Are you ready to move forward without former co-crew chief Jeff Perley?
JL - "I've never been to a race without Jeff so it will definitely be a lot different for me. It will be hard to fill his shoes. Jeff has a very good instinct for racing, he was really good on raceday and we're going to miss him. We've hired some new people who are hungry and eager to try and fill those shoes. One of the guys we hired is Derrick Jones and he's going to try and feed Rob (Downing) with good information that will allow Rob to make good decisions. I knew Derrick from Joe Gibbs Racing and he's worked at several places. He's an engineer who's never been involved in drag racing so he doesn't have any preconceived notions about how things should be. We're excited about him coming onto the team. He'll give us a fresh look at things and a new pair of eyes never hurts."
GA - "Rob (Downing) is going to be the main crew chief now. He's not going to share duties with anybody, and he'll be the final answer on everything. It puts a lot of pressure on Rob since he had Jeff pretty much divided things up, and he could really lean on him for a lot of quick decisions. He's going to have some new guys that have some talent, have some experience, but not necessarily in the drag racing world. It's going to be a bit of a learning curve for them, so Rob is going to have to be, at least for the first six months or a year, he's going to have to be the man. People of Jeff's caliber don't grow on trees, and it took us a long time to pick out Rob and Jeff. We've been out testing, so far with good results, and the crew seems to be working real well and picking things up fast. We'll see what happens."
With your driving success, do you think people have forgotten your skills as a crew chief?
GA - "I don't try to get in the middle of much anymore, but I certainly know what goes on. We test all the time together, and yes, I certainly can still do it, and that's one of the reasons we're not necessarily in panic mode right now. If worse comes to worse, Rob can still bounce ideas off of me and I can still help him with things. We've kind of had a guy on the bench, a crew chief on the bench, whatever you want to call it, but a guy we could call in if somebody got hurt. I'll help a little bit in the meantime while we get the other guys up to speed. I think that's going to play a key role. We have a little depth on our team in that area and we can rely on it. I learned a ton in all of those years with Warren (Johnson), without a doubt, and I think I can do it with the best of them. I'm not going to say I'm the best guy out there, but when I was doing it full-time I think I was up on things as well as anybody in the game. Sure, you lose a little bit over the years when you don't concentrate on it, but I think it's kind of like riding a bike. You never really forget how. You might miss out on a few new tricks here or there, but I think if called on I could serve in that role adequately."
Given the right conditions, could we see a 210 mph top speed this year in NHRA Pro Stock? How about an e.t. in the 6.40s?

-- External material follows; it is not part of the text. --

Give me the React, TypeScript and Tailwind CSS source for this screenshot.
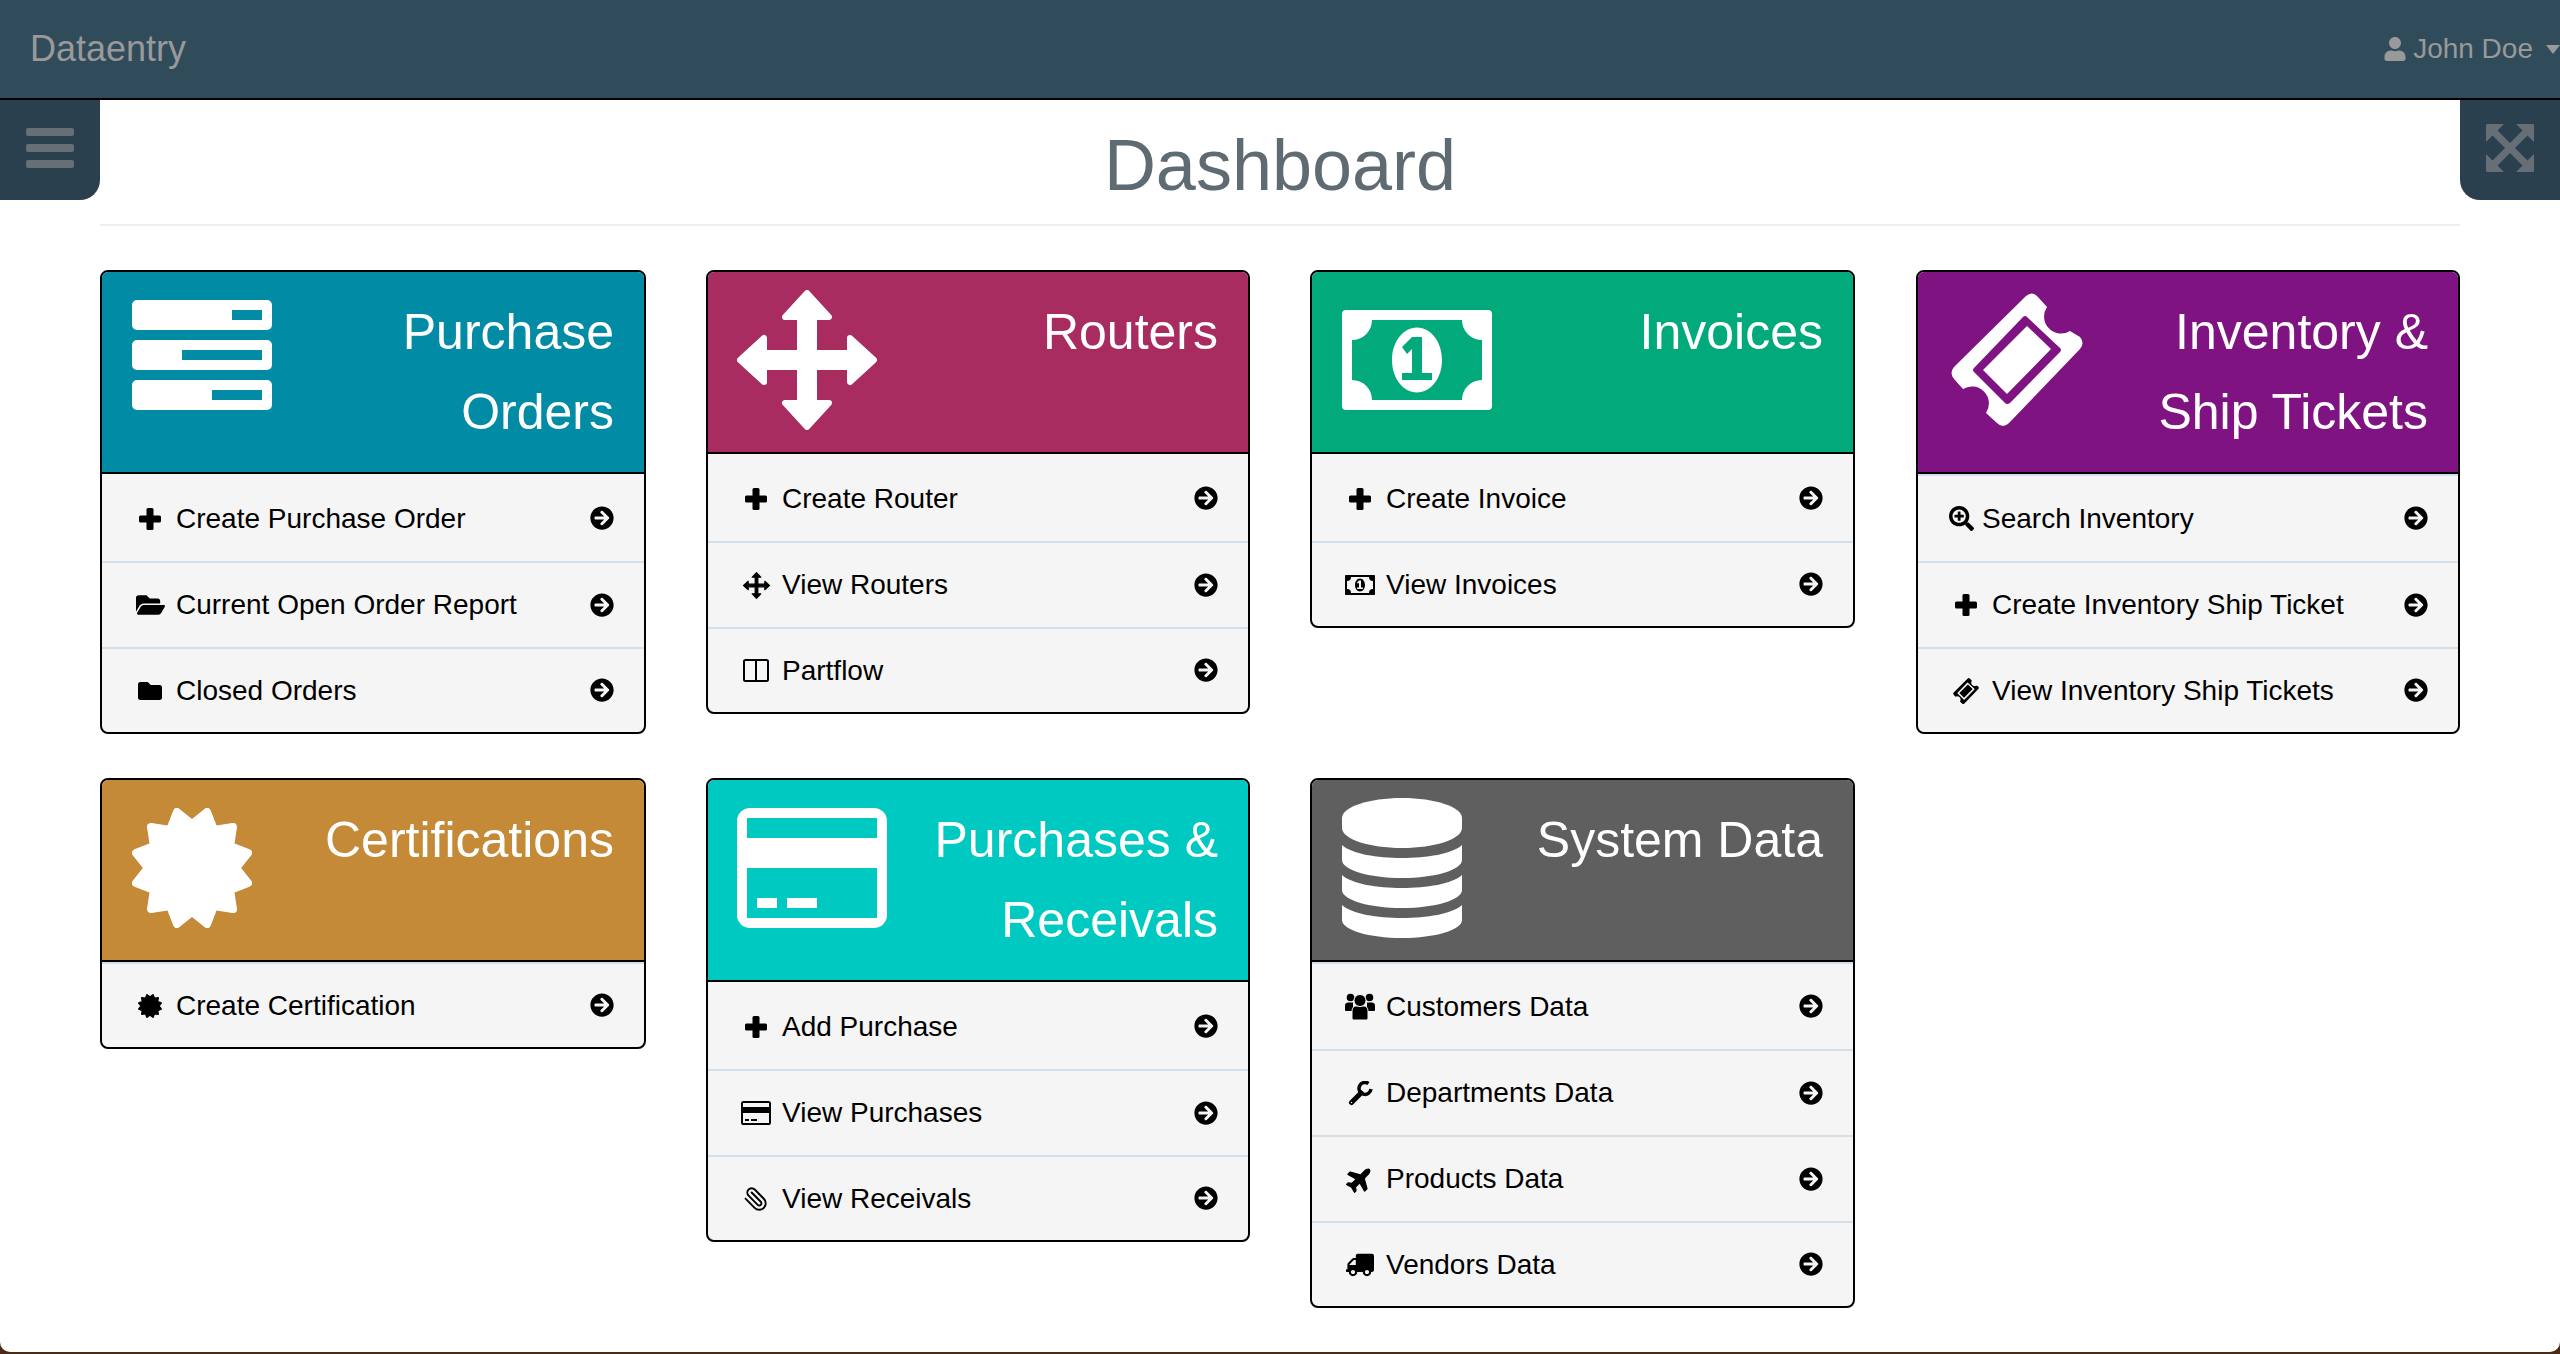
import React from "react";
import { Paperclip } from "lucide-react";
import {
  FaArrowCircleRight,
  FaFolder,
  FaFolderOpen,
  FaPlane,
  FaSearchPlus,
  FaTruck,
  FaUser,
} from "react-icons/fa";

type SvgProps = { className?: string };

function TasksIcon({ className }: SvgProps) {
  return (
    <svg viewBox="0 0 140 110" className={className} fill="currentColor" fillRule="evenodd">
      <path d="M5 0H135A5 5 0 0 1 140 5V25A5 5 0 0 1 135 30H5A5 5 0 0 1 0 25V5A5 5 0 0 1 5 0ZM100 10V20H130V10Z" />
      <path d="M5 40H135A5 5 0 0 1 140 45V65A5 5 0 0 1 135 70H5A5 5 0 0 1 0 65V45A5 5 0 0 1 5 40ZM50 50V60H130V50Z" />
      <path d="M5 80H135A5 5 0 0 1 140 85V105A5 5 0 0 1 135 110H5A5 5 0 0 1 0 105V85A5 5 0 0 1 5 80ZM80 90V100H130V90Z" />
    </svg>
  );
}

function MoveIcon({ className }: SvgProps) {
  return (
    <svg viewBox="0 0 140 140" className={className} fill="currentColor" stroke="currentColor" strokeWidth="6" strokeLinejoin="round">
      <path d="M70 3L92 27H77V63H113V48L137 70L113 92V77H77V113H92L70 137L48 113H63V77H27V92L3 70L27 48V63H63V27H48Z" />
    </svg>
  );
}

function MoneyIcon({ className }: SvgProps) {
  return (
    <svg viewBox="0 0 150 100" className={className} fill="currentColor" fillRule="evenodd">
      <path d="M4 0H146A4 4 0 0 1 150 4V96A4 4 0 0 1 146 100H4A4 4 0 0 1 0 96V4A4 4 0 0 1 4 0ZM30 10H120A20 20 0 0 0 140 30V70A20 20 0 0 0 120 90H30A20 20 0 0 0 10 70V30A20 20 0 0 0 30 10ZM75 17.500C61 17.500 50 32 50 50C50 68 61 82.500 75 82.500C89 82.500 100 68 100 50C100 32 89 17.500 75 17.500ZM70 27H80V63H90V70H60V63H70V39L65 44L60 37Z" />
    </svg>
  );
}

function TicketIcon({ className }: SvgProps) {
  return (
    <svg viewBox="0 0 132 133" className={className} fill="currentColor" fillRule="evenodd">
      <path d="M75 3Q81 -2 86 3L96 14A17 17 0 0 0 119 38L129 44Q134 50 129 56L58 130Q52 136 46 130L35 120A17 17 0 0 0 12 96L3 86Q-2 80 3 74ZM76 24L109 55Q111 57 109 59L59 110Q56 112 54 110L23 79Q21 77 23 75L72 24Q74 22 76 24ZM76 33L32 77L56 101L100 56Z" />
    </svg>
  );
}

function CertificateIcon({ className }: SvgProps) {
  const pts: string[] = [];
  for (let i = 0; i < 24; i++) {
    const r = i % 2 === 0 ? 44 : 58;
    const a = (i * 15 * Math.PI) / 180;
    pts.push(`${(60 + r * Math.cos(a)).toFixed(1)},${(60 + r * Math.sin(a)).toFixed(1)}`);
  }
  return (
    <svg viewBox="0 0 120 120" className={className} fill="currentColor" stroke="currentColor" strokeWidth="8" strokeLinejoin="round">
      <polygon points={pts.join(" ")} />
    </svg>
  );
}

function CardIcon({ className }: SvgProps) {
  return (
    <svg viewBox="0 0 150 120" className={className} fill="currentColor" fillRule="evenodd">
      <path d="M13 0H137A13 13 0 0 1 150 13V107A13 13 0 0 1 137 120H13A13 13 0 0 1 0 107V13A13 13 0 0 1 13 0ZM10 10V30H140V10ZM10 60V110H140V60ZM20 90H40V100H20ZM50 90H80V100H50Z" />
    </svg>
  );
}

function DatabaseIcon({ className }: SvgProps) {
  const band = "C10 56 35 60 60 60C85 60 110 56 120 47V62C120 72 93 80 60 80C27 80 0 72 0 62Z";
  return (
    <svg viewBox="0 0 120 140" className={className} fill="currentColor">
      <path d="M60 0C93 0 120 9 120 20V30C120 41 93 50 60 50C27 50 0 41 0 30V20C0 9 27 0 60 0Z" />
      <path d={`M0 47${band}`} />
      <path d={`M0 47${band}`} transform="translate(0 30)" />
      <path d={`M0 47${band}`} transform="translate(0 60)" />
    </svg>
  );
}

function ColumnsIcon({ className }: SvgProps) {
  return (
    <svg viewBox="0 0 26 23" className={className} fill="none" stroke="currentColor" strokeWidth="2">
      <rect x="1" y="1" width="24" height="21" rx="1.500" />
      <path d="M13 1V22" />
    </svg>
  );
}

function PlusIcon({ className }: SvgProps) {
  return (
    <svg viewBox="0 0 22 22" className={className} fill="currentColor">
      <rect x="7.500" y="0" width="7" height="22" rx="1.500" />
      <rect x="0" y="7.500" width="22" height="7" rx="1.500" />
    </svg>
  );
}

function WrenchIcon({ className }: SvgProps) {
  return (
    <svg viewBox="0 0 25 25" className={className} fill="none" stroke="currentColor">
      <path d="M3.500 21.500L13 12" strokeWidth="5" strokeLinecap="round" />
      <path d="M20.500 2.500A6 6 0 1 0 23 8" strokeWidth="3.500" />
      <circle cx="3.500" cy="21.500" r="0.800" fill="#f5f5f5" stroke="none" />
    </svg>
  );
}

function UsersIcon({ className }: SvgProps) {
  return (
    <svg viewBox="0 0 30 27" className={className} fill="currentColor">
      <circle cx="5.500" cy="4.500" r="3.800" />
      <circle cx="24.500" cy="4.500" r="3.800" />
      <path d="M0 17V12.500C0 10.500 1.500 9.500 3 9.500H8V18H2C1 18 0 18 0 17Z" />
      <path d="M30 17V12.500C30 10.500 28.500 9.500 27 9.500H22V18H28C29 18 30 18 30 17Z" />
      <path d="M7 25V18C7 14.500 9 13 11 13H19C21 13 23 14.500 23 18V25C23 26.500 22 27 20.500 27H9.500C8 27 7 26.500 7 25Z" stroke="#f5f5f5" strokeWidth="1" />
      <circle cx="15" cy="7.500" r="6" stroke="#f5f5f5" strokeWidth="1" />
    </svg>
  );
}

function ExpandIcon({ className }: SvgProps) {
  return (
    <svg viewBox="0 0 48 48" className={className} fill="currentColor">
      <path d="M1 0H18L0 18V1ZM48 1V18L30 0H47ZM0 47V30L18 48H1ZM47 48H30L48 30V47Z" />
      <path d="M6 6L42 42M42 6L6 42" stroke="currentColor" strokeWidth="7" />
    </svg>
  );
}

type Row = { label: string; icon: React.ReactNode; narrow?: boolean };

type Panel = {
  title: string;
  color: string;
  icon: React.ReactNode;
  ruled?: boolean;
  rows: Row[];
};

const plus = <PlusIcon className="w-[22px] h-[22px]" />;

const panels: Panel[] = [
  {
    title: "Purchase\nOrders",
    color: "bg-[#028ba5]",
    icon: <TasksIcon className="mt-[8px] w-[140px] h-[110px]" />,
    rows: [
      { label: "Create Purchase Order", icon: plus },
      { label: "Current Open Order Report", icon: <FaFolderOpen className="w-[29px] h-[26px]" /> },
      { label: "Closed Orders", icon: <FaFolder className="w-[26px] h-[24px]" /> },
    ],
  },
  {
    title: "Routers",
    color: "bg-[#a92c60]",
    icon: <MoveIcon className="-mt-[2px] -ml-[1px] w-[140px] h-[140px]" />,
    rows: [
      { label: "Create Router", icon: plus },
      { label: "View Routers", icon: <MoveIcon className="w-[27px] h-[27px]" /> },
      { label: "Partflow", icon: <ColumnsIcon className="w-[26px] h-[23px]" /> },
    ],
  },
  {
    title: "Invoices",
    color: "bg-[#02a97a]",
    icon: <MoneyIcon className="mt-[18px] w-[150px] h-[100px]" />,
    rows: [
      { label: "Create Invoice", icon: plus },
      { label: "View Invoices", icon: <MoneyIcon className="w-[30px] h-[20px]" /> },
    ],
  },
  {
    title: "Inventory &\nShip Tickets",
    color: "bg-[#801382]",
    icon: <TicketIcon className="ml-[3px] mt-[1px] w-[132px] h-[133px]" />,
    ruled: true,
    rows: [
      { label: "Search Inventory", icon: <FaSearchPlus className="w-[25px] h-[25px]" />, narrow: true },
      { label: "Create Inventory Ship Ticket", icon: plus },
      { label: "View Inventory Ship Tickets", icon: <TicketIcon className="w-[26px] h-[26px]" /> },
    ],
  },
  {
    title: "Certifications",
    color: "bg-[#c48a38]",
    icon: <CertificateIcon className="mt-[8px] w-[120px] h-[120px]" />,
    ruled: true,
    rows: [{ label: "Create Certification", icon: <CertificateIcon className="w-[24px] h-[24px]" /> }],
  },
  {
    title: "Purchases &\nReceivals",
    color: "bg-[#00c9c1]",
    icon: <CardIcon className="-ml-[1px] mt-[8px] w-[150px] h-[120px]" />,
    rows: [
      { label: "Add Purchase", icon: plus },
      { label: "View Purchases", icon: <CardIcon className="w-[30px] h-[24px]" /> },
      { label: "View Receivals", icon: <Paperclip className="w-[26px] h-[26px] -scale-x-100" strokeWidth={1.8} /> },
    ],
  },
  {
    title: "System Data",
    color: "bg-[#5f5f5f]",
    icon: <DatabaseIcon className="-mt-[2px] w-[120px] h-[140px]" />,
    ruled: true,
    rows: [
      { label: "Customers Data", icon: <UsersIcon className="w-[30px] h-[27px]" /> },
      { label: "Departments Data", icon: <WrenchIcon className="w-[25px] h-[25px]" /> },
      { label: "Products Data", icon: <FaPlane className="w-[28px] h-[28px] -rotate-45" /> },
      { label: "Vendors Data", icon: <FaTruck className="w-[28px] h-[24px] -scale-x-100" /> },
    ],
  },
];

function PanelCard({ panel }: { panel: Panel }) {
  return (
    <div className="border-2 border-black rounded-[8px] overflow-hidden bg-[#f5f5f5] [&:nth-child(4)]:ml-[1px]">
      <div className={`${panel.color} flex items-start justify-between min-h-[182px] border-b-2 border-black pt-[20px] pb-[20px] pl-[30px] pr-[30px] text-white`}>
        <div className="w-[150px] h-[140px] shrink-0">{panel.icon}</div>
        <div className="text-[50px] leading-[80px] text-right whitespace-pre-line">{panel.title}</div>
      </div>
      <div>
        {panel.rows.map((row, i) => (
          <a
            key={row.label}
            className={`flex items-center pl-[28px] pr-[30px] h-[86px] first:h-[87px] last:h-[85px] text-[28px] text-black border-t-2 ${
              i > 0 || panel.ruled ? "border-[#d3e0e9]" : "border-transparent"
            }`}
          >
            <span className={`flex justify-center items-center shrink-0 ${row.narrow ? "w-[30px]" : "w-[40px]"}`}>{row.icon}</span>
            <span className="ml-[6px] flex-1">{row.label}</span>
            <FaArrowCircleRight className="w-[24px] h-[24px] -mt-[1px]" />
          </a>
        ))}
      </div>
    </div>
  );
}

export default function App() {
  return (
    <div className="h-[1354px] overflow-hidden bg-[#4a2a18] font-['Liberation_Sans',Arial,sans-serif]">
      <div className="relative h-[1352px] bg-white rounded-b-[10px] overflow-hidden">
        <nav className="h-[100px] bg-[#304c5b] border-b-2 border-black flex items-center justify-between pl-[30px] text-[#999999]">
          <span className="text-[36px]">Dataentry</span>
          <span className="flex items-center text-[28px]">
            <FaUser className="w-[24px] h-[24px] mr-[6px]" />
            <span>John Doe</span>
            <span className="ml-[13px] w-0 h-0 border-x-[7.5px] border-x-transparent border-t-[9px] border-t-[#999999]" />
          </span>
        </nav>

        <button className="absolute left-0 top-[100px] w-[100px] h-[100px] bg-[#2b404e] rounded-br-[20px] flex flex-col gap-[8px] pl-[26px] pt-[28px] text-[#666f76]">
          <span className="block w-[48px] h-[8px] rounded-[2px] bg-[#666f76]" />
          <span className="block w-[48px] h-[8px] rounded-[2px] bg-[#666f76]" />
          <span className="block w-[48px] h-[8px] rounded-[2px] bg-[#666f76]" />
        </button>
        <button className="absolute right-0 top-[100px] w-[100px] h-[100px] bg-[#2b404e] rounded-bl-[20px] flex items-start justify-center pt-[24px] text-[#666f76]">
          <ExpandIcon className="w-[48px] h-[48px]" />
        </button>

        <main className="px-[100px]">
          <div className="pt-[15px] pb-[9px] border-b-2 border-[#eeeeee] text-center">
            <h1 className="text-[72px] leading-[100px] text-[#5f6b73]">Dashboard</h1>
          </div>
          <div className="grid grid-cols-[546px_544px_545px_545px] gap-x-[60px] gap-y-[44px] items-start mt-[44px]">
            {panels.map((panel) => (
              <PanelCard key={panel.title} panel={panel} />
            ))}
          </div>
        </main>
      </div>
    </div>
  );
}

JL - "I would say that it is not only possible but highly probable, and I can tell you that if one of our Summit Racing Pontiacs doesn't run 210 mph by the end of the year, then we'll be very disappointed. Running in the 6.40s would depend on how far we get in developing the DRCE3 engine, but running that quick would be a pretty tall order. I think we're probably a year away from that. The cars will constantly get faster, it's never going to end, but gains will become incrementally smaller. What used to get you a hundredth might have taken five horsepower, now it takes more like 10 horsepower."
As a driver, what do you need to do to improve this season?
JL - "I'm going to try and do better job on the starting line, and really, my main focus will be to have fun and turn the win light on. Winning a championship kind of takes the pressure off a little because for me, that was always kind of a way-out there dream, so to have it happen was really phenomenal. The rest is gravy. I feel like I can be a little more carefree, relax and have more fun. The funny thing is that I seem to do better under those conditions. I really think this is going to be one of the most exciting seasons ever in Pro Stock. Our success has pushed other teams to excel over the last four years and in turn, they're making us work harder. It's been a lot of fun and I don't see us slowing down."
GA - "I've really tried to get Rob and our new engineer involved with trying to help me out with some ideas on things we can do, both mentally-wise and mechanically-wise, that we can do with the racecar. I need all of the help I can get. Nobody's going to hand it to me. I've tried a few different things to try and make myself sharper, but at the same time I've asked for a little bit of help in making the cars a little bit sharper in that area. It's like anything else, whether it's the motor, tires, or whatever it is, there are certain things you can do to make things better for every aspect of the game. A fool would probably be a guy that thinks the car is going to be everything as far as reaction time is concerned. A fool would also be a guy that thinks the driver is going to be everything as far as reaction time is concerned. It's got to work together and you've got to have them both working perfectly to get those low lights, those .00 and .01 lights, everything's got to be right. It's not just the car, it's not just the driver. It's got to be both. They're just areas you have to work on all of the time."
Greg, your streak of 93 straight races currently leads the category. That's a pretty big accomplishment given the strength, top-to-bottom of the Pro Stock class.
GA - "I think it is, especially the way the competition is these days. I can't look at anybody in the class that couldn't DNQ tomorrow, including Jason and myself. To have a string that long and possibly make 100 would be fantastic. That would be a neat milestone. If you could do that, I think it's a heck of an accomplishment in these days and times. It's so brutal out there, one slip, one wrong move and you're going to be going home. We've been able to avoid those pitfalls for a few years now. Can we do it again this year and the year after? We'll see. I think we can, but you have to execute."
Jason, you've qualified for every race you've entered, 73 straight so far, and another tremendous accomplishment given the competitiveness of the class.
JL - "I'm pretty proud of that actually. Not only for myself, but everyone who's worked on my car and on this team should be awfully proud of that. When you add the number of consecutive races that Greg's qualified for, that really sticks out as a team accomplishment to be proud of, and makes it even more impressive. When you also take into account Greg's average qualifying position over the last four years, that makes it even more amazing."